Si a veces la violación de los derechos de minorías nacionales provoca que otros gobiernos intervengan, esto suele ocurrir cuando la opresión bordea el genocidio o cuando la desigualdad es evidente. La simpatía popular siempre estará del lado de David y contra Goliat. Pero, a pesar de la desproporción de los medios, tanto en calidad democrática como en capacidad de coacción, empleados en el conflicto del Estado con Cataluña, la minoría no despierta mucha solidaridad. Una razón de la indiferencia es, ya se ha dicho, la invisibilización del conflicto en los medios; otra, que contribuye al encubrimiento y dificulta la persuasión, es la falta de convencimiento. La declaración espasmódica del 10 de octubre del 2017 y la salva del 27 defraudaron las expectativas del mundo convocado en Barcelona. Mucho ruido y pocas nueces. La credibilidad resultó dañada y desde entonces no ha parado de hundirse. Muchos catalanes quedan hipnotizados por una imagen fija del pasado, pero el mundo ya ha pasado página.
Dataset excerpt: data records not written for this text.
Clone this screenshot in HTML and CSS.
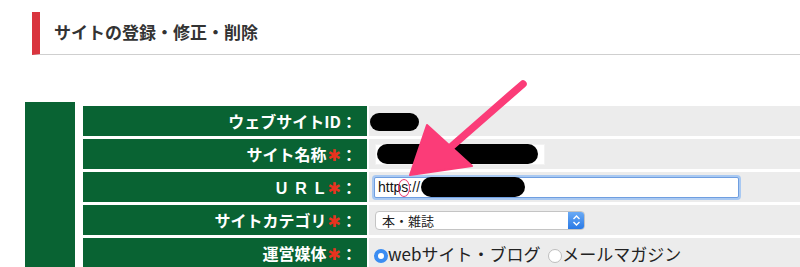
FILE: index.html
```html
<!DOCTYPE html>
<html lang="ja">
<head>
    <meta charset="UTF-8">
    <meta name="viewport" content="width=device-width, initial-scale=1.0">
    <title>サイトの登録・修正・削除</title>
    <link rel="stylesheet" href="styles.css">
</head>
<body>
    <h2 class="page-title">サイトの登録・修正・削除</h2>

    <div class="form-wrap">
        <div class="side"></div>
        <table class="form-table">
            <tr>
                <th>ウェブサイトID：</th>
                <td><span class="mask mask-id"></span></td>
            </tr>
            <tr>
                <th>サイト名称<span class="req">✱</span>：</th>
                <td><span class="text-box short"><span class="mask mask-name"></span></span></td>
            </tr>
            <tr>
                <th><span class="latin"><span class="spaced">UR</span>L</span><span class="req">✱</span>：</th>
                <td>
                    <span class="text-box long focus">
                        <span class="url-text">http<span class="mark">s</span>://</span><span class="mask mask-url"></span>
                    </span>
                </td>
            </tr>
            <tr>
                <th>サイトカテゴリ<span class="req">✱</span>：</th>
                <td>
                    <span class="select-box">
                        <span class="select-text">本・雑誌</span>
                        <span class="stepper">
                            <svg width="9" height="13" viewBox="0 0 9 13"><path d="M1.5 5 L4.5 2 L7.5 5 M1.5 8 L4.5 11 L7.5 8" fill="none" stroke="#fff" stroke-width="1.4"/></svg>
                        </span>
                    </span>
                </td>
            </tr>
            <tr>
                <th>運営媒体<span class="req">✱</span>：</th>
                <td class="radios">
                    <span class="radio checked"></span><span class="radio-label">webサイト・ブログ</span>
                    <span class="radio"></span><span class="radio-label">メールマガジン</span>
                </td>
            </tr>
        </table>
    </div>

    <!-- 説明用の矢印 -->
    <svg class="arrow" width="800" height="267" viewBox="0 0 800 267">
        <line x1="523" y1="84" x2="452" y2="146" stroke="#fb3c78" stroke-width="7.5" stroke-linecap="round"/>
        <polygon points="410,175 427,125 472,166" fill="#fb3c78" stroke="#fb3c78" stroke-width="2" stroke-linejoin="round"/>
    </svg>
</body>
</html>
```

FILE: styles.css
```css
body {
    margin: 0;
    padding: 0;
    overflow: hidden;
    background: #ffffff;
    font-family: "Noto Sans CJK JP", "Noto Sans", sans-serif;
    color: #333;
}

.page-title {
    margin: 12px 0 0 32px;
    height: 42px;
    line-height: 40px;
    padding-left: 14px;
    border-left: 8px solid #d9343e;
    border-bottom: 1px solid #cfcfcf;
    font-size: 17px;
    font-weight: bold;
    color: #333;
}

.form-wrap {
    display: flex;
    align-items: flex-start;
    margin-top: 47px;
    padding-left: 25px;
}

.side {
    width: 50px;
    height: 170px;
    background: #096333;
    flex-shrink: 0;
}

.form-table {
    margin-left: 6px;
    margin-top: 1px;
    width: 730px;
    flex-shrink: 0;
    border-spacing: 2px 3px;
}

.form-table th {
    width: 274px;
    height: 30px;
    padding: 0 10px 0 0;
    background: #096333;
    color: #fff;
    font-size: 16px;
    font-weight: bold;
    text-align: right;
    white-space: nowrap;
}

.form-table td {
    height: 30px;
    padding: 0 0 0 1px;
    background: #ececec;
    vertical-align: middle;
}

.latin {
    font-family: "Liberation Sans", sans-serif;
    margin-right: 2px;
}

.spaced {
    letter-spacing: 8px;
}

.req {
    color: #e8321f;
    font-size: 16px;
    font-family: "DejaVu Sans", sans-serif;
    margin-left: 1px;
}

.mask {
    display: inline-block;
    background: #000;
    border-radius: 10px;
    vertical-align: middle;
}

.mask-id {
    width: 49px;
    height: 18px;
    margin-top: -3px;
}

.mask-name {
    width: 161px;
    height: 20px;
    margin-left: 1px;
}

.mask-url {
    width: 104px;
    height: 20px;
    margin-left: 1px;
}

.text-box {
    display: flex;
    align-items: center;
    box-sizing: border-box;
    height: 21px;
    background: #fff;
    border: 1px solid #d6d6d6;
}

.text-box.short {
    width: 170px;
    margin-left: 5px;
    border-color: #f2f2f2;
}

.text-box.long {
    width: 365px;
    margin-left: 4px;
    padding-left: 3px;
}

.text-box.focus {
    border: 1px solid #6f9ee0;
    box-shadow: 0 0 0 2px #a9c9f2;
    border-radius: 2px;
}

.url-text {
    font-family: "Liberation Sans", sans-serif;
    font-size: 14px;
    color: #111;
}

.mark {
    position: relative;
}

/* 注釈の赤丸 */
.mark::after {
    content: "";
    position: absolute;
    left: -3px;
    top: 0;
    width: 10px;
    height: 16px;
    border: 1.5px solid #e8386e;
    border-radius: 50%;
}

.select-box {
    display: flex;
    align-items: center;
    justify-content: space-between;
    box-sizing: border-box;
    width: 210px;
    height: 19px;
    margin-left: 5px;
    background: #fff;
    border: 1px solid #c4c4c4;
    border-radius: 4px;
    overflow: hidden;
}

.select-text {
    padding-left: 6px;
    font-size: 13px;
    color: #222;
}

.stepper {
    display: flex;
    align-items: center;
    justify-content: center;
    width: 16px;
    height: 100%;
    background: linear-gradient(#6aaaf5, #2a7ae6);
}

.radios {
    font-size: 17px;
    color: #222;
}

.radio {
    display: inline-block;
    box-sizing: border-box;
    width: 14px;
    height: 14px;
    margin-left: 4px;
    border-radius: 50%;
    background: #fff;
    border: 1px solid #bdbdbd;
    vertical-align: -2px;
}

.radio.checked {
    border: 4.5px solid #3b8df2;
    background: #fff;
}

.arrow {
    position: absolute;
    left: 0;
    top: 0;
    pointer-events: none;
}
```
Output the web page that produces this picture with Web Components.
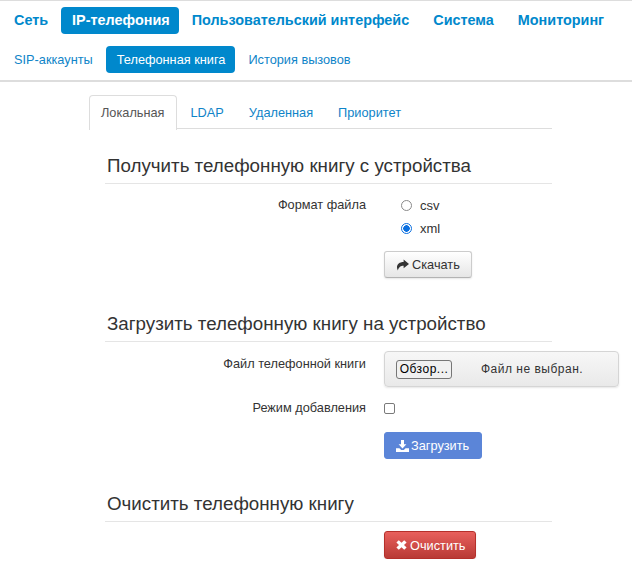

Sin embargo, la frase de Thoreau se aplica a nuestro problema, pues el peor enemigo es el enemigo interior. Para vencerlo no sirve de nada el remordimiento o la autocrítica, para decirlo con la palabra habitual en la lengua maltratada. El obstáculo que alzamos como un pretexto para retroceder del salto que nos llevaría a un estadio superior, pero que también nos podría romper la crisma, sólo podemos salvarlo golpeando con las manos externas un objeto real. Para conseguir la independencia política, el único camino es golpear políticamente al Estado. El enemigo exterior es el correlato de un miedo interno; la gigantez de Goliat es una proyección en la distancia de la pequeñez de David. Y a la inversa, la dureza y la duración de la represión están en proporción inversa a la impunidad de su práctica. Si las manos externas lanzan la pedrada con fuerza y ​​acierto, los filisteos no desaparecen con este solo golpe y la lucha continúa, pero ellos pierden un héroe y nosotros un fantasma que nos aterraba e inmovilizaba.